Advantages of investing in cryptocurrency

One of the most alluring appeals of cryptocurrency is its seemingly miraculous ability to create massive ROIs within extremely short periods. Memecoins such as Dogecoin and Shiba Inu have become infamous for their sudden rise in market cap which caused many investors to become millionaires overnight

However, it’s important to recognize that Dogecoin and Shiba Inu both started as jokes. Major networks such as Bitcoin and Ethereum have outperformed both memecoins significantly during their lifespans due to their utilization of decentralization.

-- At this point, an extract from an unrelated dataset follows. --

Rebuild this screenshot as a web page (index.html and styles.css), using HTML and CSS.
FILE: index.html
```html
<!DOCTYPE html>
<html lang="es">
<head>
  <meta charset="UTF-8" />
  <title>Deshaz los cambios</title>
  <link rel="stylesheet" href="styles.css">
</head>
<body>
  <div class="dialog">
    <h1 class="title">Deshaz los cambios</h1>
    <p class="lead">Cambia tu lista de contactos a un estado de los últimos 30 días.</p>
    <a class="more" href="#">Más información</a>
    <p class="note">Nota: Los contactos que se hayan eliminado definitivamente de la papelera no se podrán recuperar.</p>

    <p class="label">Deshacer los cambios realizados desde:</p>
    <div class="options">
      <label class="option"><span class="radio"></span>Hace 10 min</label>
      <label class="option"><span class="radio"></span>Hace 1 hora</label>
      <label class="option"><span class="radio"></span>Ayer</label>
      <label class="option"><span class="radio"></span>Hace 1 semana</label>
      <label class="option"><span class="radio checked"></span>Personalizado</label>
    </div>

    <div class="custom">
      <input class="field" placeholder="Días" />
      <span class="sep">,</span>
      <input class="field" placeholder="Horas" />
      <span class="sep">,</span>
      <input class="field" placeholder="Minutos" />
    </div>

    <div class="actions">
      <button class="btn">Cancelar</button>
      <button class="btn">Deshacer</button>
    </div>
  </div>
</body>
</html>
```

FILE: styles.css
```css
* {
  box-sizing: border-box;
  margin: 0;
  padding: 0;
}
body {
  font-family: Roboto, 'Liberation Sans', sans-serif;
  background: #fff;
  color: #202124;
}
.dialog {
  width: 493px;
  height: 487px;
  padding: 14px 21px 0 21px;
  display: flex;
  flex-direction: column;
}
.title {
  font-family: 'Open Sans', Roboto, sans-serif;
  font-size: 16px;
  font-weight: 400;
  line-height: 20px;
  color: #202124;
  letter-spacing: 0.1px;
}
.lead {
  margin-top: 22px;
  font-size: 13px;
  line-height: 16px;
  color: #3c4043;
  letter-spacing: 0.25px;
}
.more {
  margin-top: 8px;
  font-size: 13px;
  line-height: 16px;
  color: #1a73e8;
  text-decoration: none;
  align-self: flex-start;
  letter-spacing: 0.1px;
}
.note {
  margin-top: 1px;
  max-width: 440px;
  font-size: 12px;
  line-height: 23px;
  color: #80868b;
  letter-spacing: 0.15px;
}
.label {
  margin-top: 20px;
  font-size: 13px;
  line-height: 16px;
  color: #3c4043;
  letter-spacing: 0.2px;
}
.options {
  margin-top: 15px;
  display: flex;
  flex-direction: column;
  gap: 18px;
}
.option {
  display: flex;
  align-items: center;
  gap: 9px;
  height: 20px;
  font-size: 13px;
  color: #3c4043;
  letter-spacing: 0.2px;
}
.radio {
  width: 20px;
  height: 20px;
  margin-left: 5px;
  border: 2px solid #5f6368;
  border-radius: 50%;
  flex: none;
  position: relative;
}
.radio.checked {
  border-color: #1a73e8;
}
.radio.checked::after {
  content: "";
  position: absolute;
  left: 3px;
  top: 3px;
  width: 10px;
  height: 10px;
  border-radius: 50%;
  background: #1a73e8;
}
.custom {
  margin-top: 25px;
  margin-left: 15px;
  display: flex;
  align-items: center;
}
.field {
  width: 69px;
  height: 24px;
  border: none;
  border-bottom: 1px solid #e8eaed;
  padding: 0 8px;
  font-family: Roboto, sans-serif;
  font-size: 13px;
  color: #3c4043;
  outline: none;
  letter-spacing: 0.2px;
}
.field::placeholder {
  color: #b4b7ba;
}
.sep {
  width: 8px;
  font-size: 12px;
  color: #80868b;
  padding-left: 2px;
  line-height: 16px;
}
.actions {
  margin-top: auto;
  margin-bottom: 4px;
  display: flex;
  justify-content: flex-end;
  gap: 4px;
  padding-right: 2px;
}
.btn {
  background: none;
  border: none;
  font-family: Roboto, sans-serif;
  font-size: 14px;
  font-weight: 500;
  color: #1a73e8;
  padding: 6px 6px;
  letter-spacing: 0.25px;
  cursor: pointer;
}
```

Decentralization is a term that means no one person or entity is in control of the network meaning that there is no central authority that governs networks like Bitcoin, and in Ethereum’s case the network is governed by the community. This allows cryptocurrencies to be transferable across borders, opening up new financial opportunities for people around the world that do not have access to major stock markets. 

Disadvantages of traditional stocks

The stock market presents many major issues as well that further highlight the benefits of cryptocurrency because of its lack of transparency and strict regulations resulting from massive market manipulation.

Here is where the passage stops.